#### Given task:
Scan the data beneath this task and copy each line that includes "table".
::::
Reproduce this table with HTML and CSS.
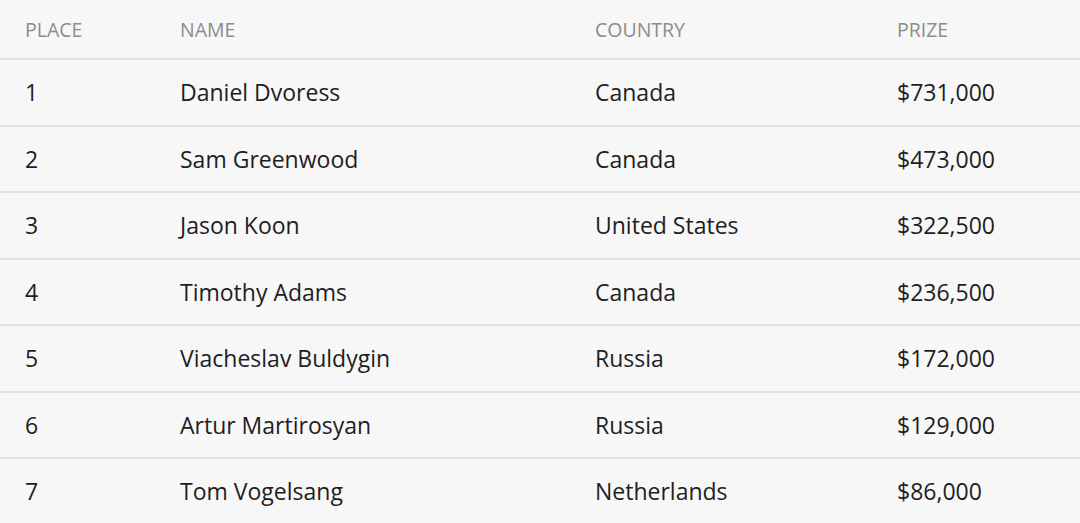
FILE: index.html
```html
<!DOCTYPE html>
<html>
<head>
<meta charset="utf-8">
<link rel="stylesheet" href="styles.css">
</head>
<body>
<table class="results">
  <thead>
    <tr><th>Place</th><th>Name</th><th>Country</th><th>Prize</th></tr>
  </thead>
  <tbody>
    <tr><td>1</td><td>Daniel Dvoress</td><td>Canada</td><td>$731,000</td></tr>
    <tr><td>2</td><td>Sam Greenwood</td><td>Canada</td><td>$473,000</td></tr>
    <tr><td>3</td><td>Jason Koon</td><td>United States</td><td>$322,500</td></tr>
    <tr><td>4</td><td>Timothy Adams</td><td>Canada</td><td>$236,500</td></tr>
    <tr><td>5</td><td>Viacheslav Buldygin</td><td>Russia</td><td>$172,000</td></tr>
    <tr><td>6</td><td>Artur Martirosyan</td><td>Russia</td><td>$129,000</td></tr>
    <tr><td>7</td><td>Tom Vogelsang</td><td>Netherlands</td><td>$86,000</td></tr>
  </tbody>
</table>
</body>
</html>
```
FILE: styles.css
```css
html, body {
  margin: 0;
  padding: 0;
  background: #f7f7f7;
}
body {
  font-family: "Open Sans", "Liberation Sans", sans-serif;
  color: #222;
}
.results {
  width: 100%;
  border-collapse: collapse;
  table-layout: fixed;
}
.results th, .results td {
  text-align: left;
  padding: 0 0 0 25px;
  font-weight: 400;
}
.results th:nth-child(1) { width: 130px; }
.results th:nth-child(2) { width: 390px; }
.results th:nth-child(3) { width: 277px; }
.results th {
  height: 58px;
  font-size: 19.5px;
  color: #8c8c8c;
  text-transform: uppercase;
  border-bottom: 2px solid #e3e3e3;
}
.results td {
  height: 64.5px;
  font-size: 23px;
  color: #1e1e1e;
  border-bottom: 2px solid #e3e3e3;
}
.results tbody tr:last-child td {
  border-bottom: none;
}
```
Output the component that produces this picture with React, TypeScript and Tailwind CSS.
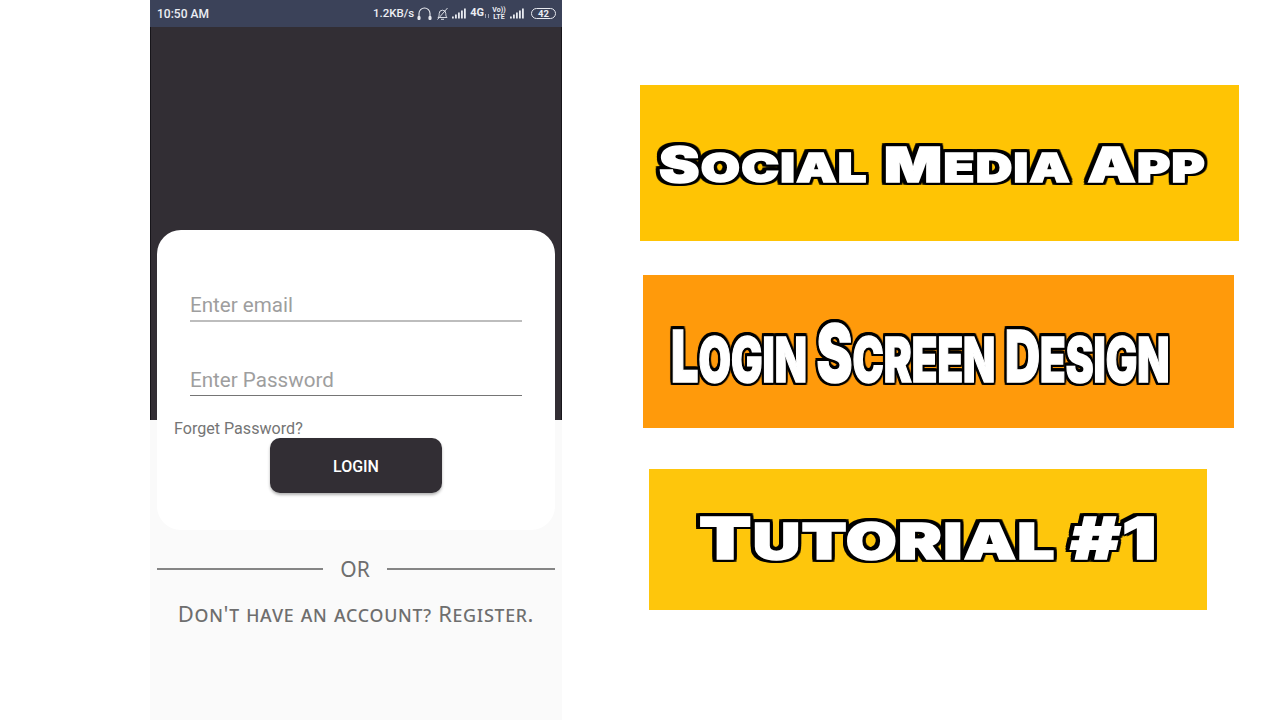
import React from "react";

function Signal({ className }: { className?: string }) {
  return (
    <svg width="15" height="11" viewBox="0 0 15 11" className={className} fill="#e8eaf0">
      <rect x="0" y="8.5" width="1.8" height="2" />
      <rect x="3" y="6.5" width="1.8" height="4" />
      <rect x="6" y="4.5" width="1.8" height="6" />
      <rect x="9" y="2.5" width="1.8" height="8" />
      <rect x="12" y="0.5" width="1.8" height="10" />
    </svg>
  );
}

function StatusBar() {
  return (
    <div className="flex h-[27px] items-center justify-between bg-[#3b4259] pl-[7px] pr-[6px] font-['Roboto',sans-serif] text-[#eceef3]">
      <span className="text-[12px] font-medium">10:50 AM</span>
      <div className="flex items-center">
        <span className="text-[11.5px] font-medium">1.2KB/s</span>
        <svg width="15" height="15" viewBox="0 0 15 15" fill="none" stroke="#e8eaf0" strokeWidth="1.1" className="ml-[3px]">
          <path d="M2 11V7.5a5.5 5.5 0 0 1 11 0V11" />
          <rect x="1" y="10.5" width="2" height="3" rx="0.8" fill="#e8eaf0" />
          <rect x="12" y="10.5" width="2" height="3" rx="0.8" fill="#e8eaf0" />
        </svg>
        <svg width="13" height="14" viewBox="0 0 13 14" fill="none" stroke="#d8dbe3" strokeWidth="1" className="ml-[4px]">
          <path d="M2 10.5c1-1 1.2-2 1.2-4a3.3 3.3 0 0 1 6.6 0c0 2 .2 3 1.2 4z" />
          <path d="M5 12.3h3" />
          <path d="M1.5 12.5 11.5 1" />
        </svg>
        <Signal className="ml-[3px]" />
        <span className="ml-[3px] text-[11px] font-bold">4G</span>
        <span className="ml-[1px] mt-[5px] h-[4px] w-[4px] border-x border-[#9aa0b0]" />
        <span className="ml-[3px] flex w-[14px] flex-col items-center text-[7px] font-bold leading-[7px]">
          <span>Vo))</span>
          <span>LTE</span>
        </span>
        <Signal className="ml-[4px]" />
        <span className="ml-[6px] flex h-[11px] w-[25px] items-center justify-center rounded-full border border-[#e8eaf0] text-[9.5px] font-bold leading-none">
          42
        </span>
      </div>
    </div>
  );
}

function Field({ label, lineClass, heightClass }: { label: string; lineClass: string; heightClass: string }) {
  return (
    <div className={`flex flex-col justify-end ${heightClass}`}>
      <span className="text-[20.6px] leading-[26px] text-[#9e9e9e]">{label}</span>
      <div className={`mt-[2px] ${lineClass}`} />
    </div>
  );
}

function Phone() {
  return (
    <div className="flex h-[720px] w-[412px] shrink-0 flex-col font-['Roboto',sans-serif] [background:linear-gradient(90deg,#17151a_1px,transparent_1px,transparent_411px,#17151a_411px)_0_0/100%_420px_no-repeat,linear-gradient(#322e34_0,#322e34_420px,#fafafa_420px)]">
      <StatusBar />
      <div className="mx-[7px] mt-[203px] flex h-[300px] flex-col rounded-[24px] bg-white">
        <div className="px-[33px]">
          <Field label="Enter email" lineClass="h-[2px] bg-[#bdbdbd]" heightClass="h-[92px]" />
          <Field label="Enter Password" lineClass="h-[1px] bg-[#757575]" heightClass="h-[74px]" />
        </div>
        <div className="pl-[17px] pt-[23px] text-[16.1px] leading-[19px] text-[#757575]">Forget Password?</div>
        <button className="mx-auto flex h-[55px] w-[172px] items-center justify-center rounded-[10px] bg-[#322e34] pt-[2px] text-[16px] font-medium text-white shadow-[0_2px_3px_rgba(0,0,0,0.3)]">
          LOGIN
        </button>
      </div>
      <div className="mx-[7px] mt-[25px] flex items-center justify-between font-['Noto_Sans',sans-serif] text-[#6e6e6e]">
        <div className="h-[2px] w-[166px] bg-[#858585]" />
        <span className="text-[21px] leading-[28px]">OR</span>
        <div className="h-[2px] w-[168px] bg-[#858585]" />
      </div>
      <div className="mt-[16px] whitespace-nowrap text-center font-['Noto_Sans',sans-serif] text-[22px] leading-[28px] tracking-[0.7px] text-[#6e6e6e] [font-variant:small-caps]">
        Don't have an account? Register.
      </div>
    </div>
  );
}

const titleBase =
  "inline-block whitespace-nowrap font-['Inter',sans-serif] font-black leading-none text-white uppercase [-webkit-text-stroke:1.5px_white] [filter:drop-shadow(2.5px_0_0_#000)_drop-shadow(-2.5px_0_0_#000)_drop-shadow(0_2.5px_0_#000)_drop-shadow(0_-2.5px_0_#000)]";

function Word({ big, small, bigClass, smallClass }: { big: string; small: string; bigClass: string; smallClass: string }) {
  return (
    <>
      <span className={bigClass}>{big}</span>
      <span className={smallClass}>{small}</span>
    </>
  );
}

export default function App() {
  const a = "text-[48px]";
  const b = "text-[40px]";
  const c = "text-[72px]";
  const d = "text-[62px]";
  const e = "text-[58px]";
  const f = "text-[50px]";
  return (
    <div className="flex h-[720px] w-[1280px] overflow-hidden bg-white pl-[150px]">
      <Phone />
      <div className="flex flex-col items-start pl-[78px] pt-[85px]">
        <div className="flex h-[156px] w-[599px] items-center bg-[#ffc404] pl-[19px] pt-[4px]">
          <span className={`${titleBase} origin-left scale-x-[1.265] tracking-[1px] [word-spacing:4px]`}>
            <Word big="S" small="ocial " bigClass={a} smallClass={b} />
            <Word big="M" small="edia " bigClass={a} smallClass={b} />
            <Word big="A" small="pp" bigClass={a} smallClass={b} />
          </span>
        </div>
        <div className="ml-[3px] mt-[34px] flex h-[153px] w-[591px] items-center overflow-hidden bg-[#ff9a0b] pl-[28px] pt-[2px]">
          <span className={`${titleBase} origin-left scale-x-[0.675] [word-spacing:2px]`}>
            <Word big="L" small="ogin " bigClass={c} smallClass={d} />
            <Word big="S" small="creen " bigClass="text-[80px]" smallClass={d} />
            <Word big="D" small="esign" bigClass={c} smallClass={d} />
          </span>
        </div>
        <div className="ml-[9px] mt-[41px] flex h-[141px] w-[558px] items-center bg-[#fec60c] pb-[3px] pl-[50px]">
          <span className={`${titleBase} origin-left scale-x-[1.315] tracking-[1px]`}>
            <Word big="T" small="utorial " bigClass={e} smallClass={f} />
            <span className={e}>#1</span>
          </span>
        </div>
      </div>
    </div>
  );
}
::::
#### Task response:
Reproduce this table with HTML and CSS.
<table class="results">
</table>
  table-layout: fixed;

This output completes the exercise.